No offended at all, if anything I'm actually rather curious... I think I know the types of false-signal artefacts you're referring to; they're particularly infamous amongst the planetary imagers.
To the best of my knowledge, all the structures that I can see in the final result are visible in the raw screen-stretched-only stack (so they're "real" as far as I'm aware).
I've attached two crops with no processing. The first image is of a very high SnR region that has been linearly stretched (0, 0.5, 0.33) in PI, followed by 200% resampling using nearest neighbour for clarity. The second is of a very low SnR region in the background - linearly stretched (0, 0.5, 0.0125) and 200% resampled again. In both cases, there was *no* other processing - no wavelets, no multiscale processing, no sharpening, no deconvolution, etc applied.

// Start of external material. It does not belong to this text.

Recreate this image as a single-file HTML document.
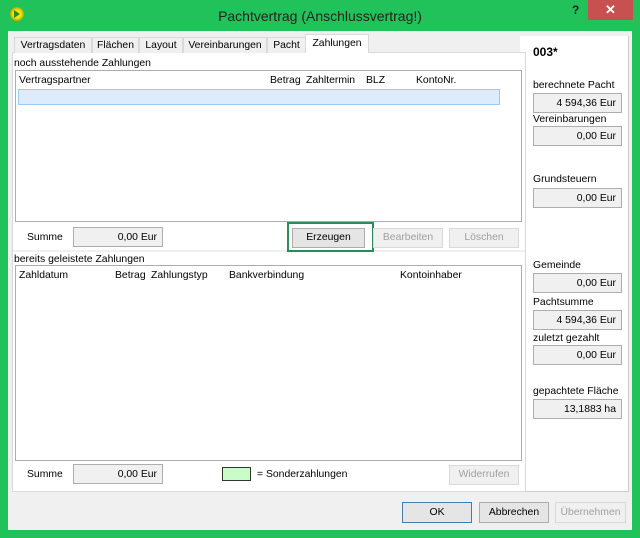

When I compare the raw stretches to the final result - I can see the same fine structures in both. The "spotty background" is just noise from the depths of my CCD due to the extreme stretching (20 subs isn't really enough to smooth out the background given the amount of thermal noise I have with 60 min subs @ -10 deg C). At 86 hours, I'm definitely at the "diminishing returns" point of further data collection
I think the "black magic" you refer to comes from PI's amazing ability to compress dynamic range. There's a
huge amount of subtle detail in the Cat's Paw, but I think it tends to get swamped by the dynamic range. I'm very much a PI newbie though so it's sledge hammer strokes rather than fine tooth comb at this stage
Anyway, thanks for your honest opinion. I'm curious what you think (or anyone else) after seeing the unprocessed crops?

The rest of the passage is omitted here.